Poco X3 Pro has been launched with a Snapdragon 860 SoC.
The phone starts at a price of Rs 18,999.
The Poco X3 Pro has scored 540329 points on AnTuTu.
Poco's been really busy in the smartphone market this year. The phone maker has launched a number of new phones, with the latest on the list the Poco X3 Pro. This is a more powerful variant of the Poco X3 which was launched earlier last year. While very much like the Poco X3, the all-new Poco X3 Pro is a strange beast. Launched at a starting price of Rs 18,999 it comes fighting against popular offering from both Realme and Xiaomi. To be specific, we're talking about the Realme 8 Pro and Redmi Note 10 Pro Max. Both of these are phones that are in the same price bracket as the new Poco phone. This price point also puts it within touching distance of the powerful Mi 10i at the higher and Narzo 30 Pro at the lower end of the price spectrum.
Yet, despite this strong competition, the Poco X3 Pro attempts to stand out on its own because of its claims of being a beast at gaming. At the core of such attempts is the Poco X3 Pro's chipset, the Qualcomm Snapdragon 860 SoC. A tweaked version of the Snapdragon 855+, this SoC features an octa-core processor with Qualcomm’s Kryo 485 CPU cores clocking up to 2.96 GHz — which interestingly is the same clock speeds as the Snapdragon 855+. The GPU again is the same as the 855+ — the Adreno 640 GPU.
For the Poco X3 Pro, the company has decided to pair this hardware with a minimum of 6GB RAM on the entry variant and 8GB RAM on the top-end variant. The results of this, you ask? Mostly good.
As we found out during our review of the device, the Poco X3 Pro handles pretty much all thrown in its way. From apps of daily use and even benchmarks, the Poco X3 Pro does not disappoint. In day-to-day use, this 120Hz refresh rate supporting phone feels snappy, and browsing the internet, switching between tabs or even heavy apps is a breeze. However, gaming results were a little surprising. While titles like Call of Duty Mobile, Shadowgun Legends and Asphalt 9 Legends were handled well by the Poco X3 Pro, our trusted Gamebench service exposed the occasional dips in performance and as a result, the phone received mixed results in the test.
With the Gamebench service on, the Poco X3 Pro managed a median FPS of 55 at stability of 87 per cent for Asphalt 9. Call of Duty Mobile threw up worse results as the median FPS remained high at 59 but the stability dropped to 65 per cent. For Shadowgun Legends, the results again were a mixed bag as the Poco X3 Pro clocked a high median FPS of 57 but only managed a stability of 77 per cent.

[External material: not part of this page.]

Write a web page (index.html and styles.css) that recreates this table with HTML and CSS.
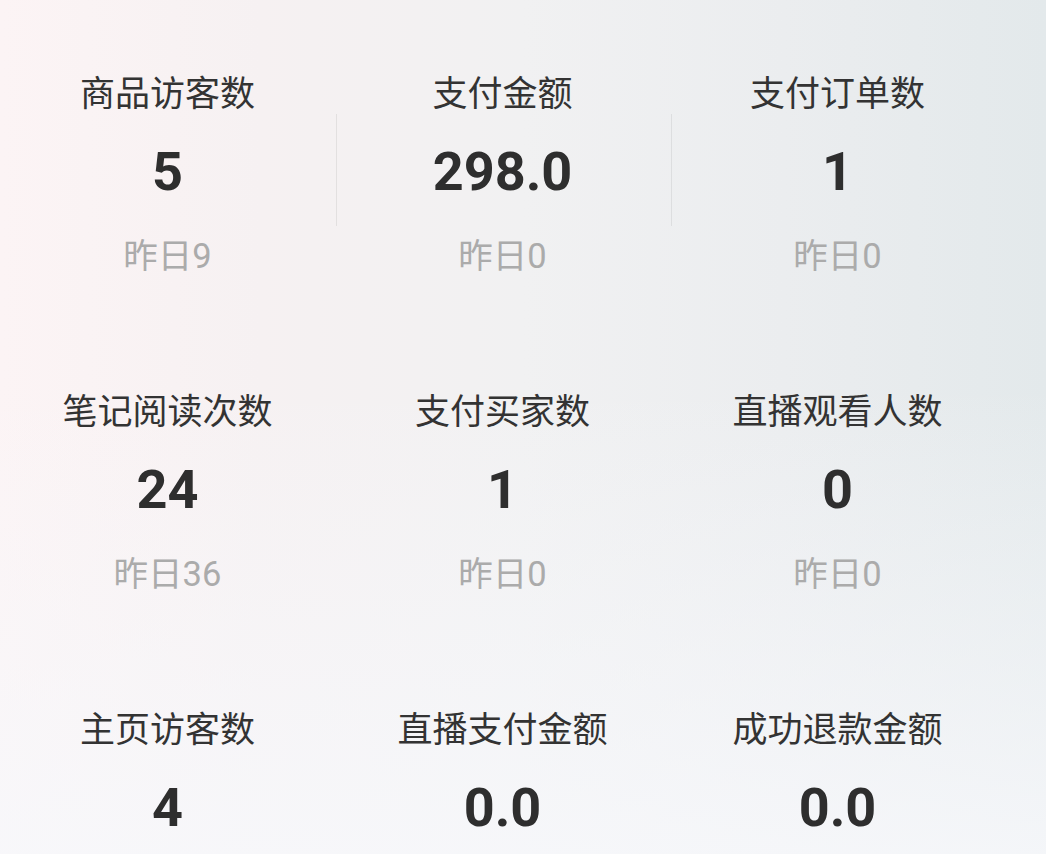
FILE: index.html
```html
<!DOCTYPE html>
<html lang="zh-CN">
<head>
<meta charset="utf-8">
<title>数据概览</title>
<link rel="stylesheet" href="styles.css">
</head>
<body>
<div class="page">
  <div class="grid">
    <div class="cell">
      <div class="label">商品访客数</div>
      <div class="value">5</div>
      <div class="prev">昨日9</div>
    </div>
    <div class="cell sep">
      <div class="label">支付金额</div>
      <div class="value">298.0</div>
      <div class="prev">昨日0</div>
    </div>
    <div class="cell sep">
      <div class="label">支付订单数</div>
      <div class="value">1</div>
      <div class="prev">昨日0</div>
    </div>
    <div class="cell">
      <div class="label">笔记阅读次数</div>
      <div class="value">24</div>
      <div class="prev">昨日36</div>
    </div>
    <div class="cell">
      <div class="label">支付买家数</div>
      <div class="value">1</div>
      <div class="prev">昨日0</div>
    </div>
    <div class="cell">
      <div class="label">直播观看人数</div>
      <div class="value">0</div>
      <div class="prev">昨日0</div>
    </div>
    <div class="cell">
      <div class="label">主页访客数</div>
      <div class="value">4</div>
    </div>
    <div class="cell">
      <div class="label">直播支付金额</div>
      <div class="value">0.0</div>
    </div>
    <div class="cell">
      <div class="label">成功退款金额</div>
      <div class="value">0.0</div>
    </div>
  </div>
</div>
</body>
</html>
```

FILE: styles.css
```css
html, body {
  margin: 0;
  padding: 0;
}

body {
  width: 1046px;
  height: 854px;
  overflow: hidden;
  font-family: Roboto, "Noto Sans CJK SC", sans-serif;
  background:
    linear-gradient(to bottom, rgba(248, 248, 250, 0) 0%, rgba(248, 248, 250, 0) 45%, rgba(247, 248, 251, 0.85) 100%),
    linear-gradient(to right, #fcf4f5 0%, #f6f1f2 25%, #f1f1f2 50%, #ebedef 75%, #e3e9eb 100%);
}

.page {
  padding-top: 69px;
}

.grid {
  width: 1005px;
  display: grid;
  grid-template-columns: repeat(3, 335px);
  row-gap: 111px;
}

.cell {
  position: relative;
  display: flex;
  flex-direction: column;
  align-items: center;
}

.sep::before {
  content: "";
  position: absolute;
  left: 1px;
  top: 45px;
  height: 112px;
  width: 1px;
  background: rgba(0, 0, 0, 0.07);
}

.label {
  font-family: "Noto Sans CJK SC", sans-serif;
  font-size: 35px;
  line-height: 44px;
  color: #333333;
}

.value {
  margin-top: 27px;
  font-family: Roboto, sans-serif;
  font-weight: 700;
  font-size: 54px;
  line-height: 64px;
  color: #2e2e2e;
}

.prev {
  margin-top: 32px;
  font-family: Roboto, "Noto Sans CJK SC", sans-serif;
  font-size: 34.5px;
  line-height: 40px;
  color: #ababab;
}
```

Gamebench – Asphalt 9 Legends
However, these numbers look like a mixed bag when compared to the Gamebench results of devices such as the Realme 8 Pro and the Redmi Note 10 Pro Max. This is because both the competing devices managed similar median FPS while playing Call of Duty as the Poco X3 Pro, but did so at much higher stability. While running Asphalt 9 Legends, the stability was again much higher than that of the Poco X3 Pro, but the median FPS on both devices was locked at 30 FPS.
But these Gamebench numbers alone do not adequately describe the raw power that the Poco X3 Pro brings to the sub Rs 20,000 segment of the smartphone market. For that, you have to visit synthetic benchmarks such as AnTuTu, Geekbench and 3D Mark Wild Life. In all three, the Poco X3 Pro managed to hit really high numbers, with its AnTuTu score of 540329 proving to be around 2x the respective scores of the Redmi Note 10 Pro Max and the Realme 8 Pro. It was a similar case for Geekbench where the Poco X3 Pro hit a high single-core score of 759 and a multi-core score of 2651. In 3DMark Wild Life, the Poco phone managed to hit a score of 3471 points. In comparison, the Redmi and Realme phones only managed to reach scores of 1109 and 1047 points, respectively.
To conclude, do we recommend the Poco X3 Pro? Well, the short answer would be yes if you're a gamer. For Rs 18,999, this new Poco device brings a lot of raw power, which is good enough for handling all the demanding games you throw at it. Yes, we did notice some stability issues, but we expect those to be ironed out very soon with future upgrades. After that, what'll remain is a very fast phone, with not just enough power to handle current generation games, but also enough headroom to tackle more demanding titles a few years down the line.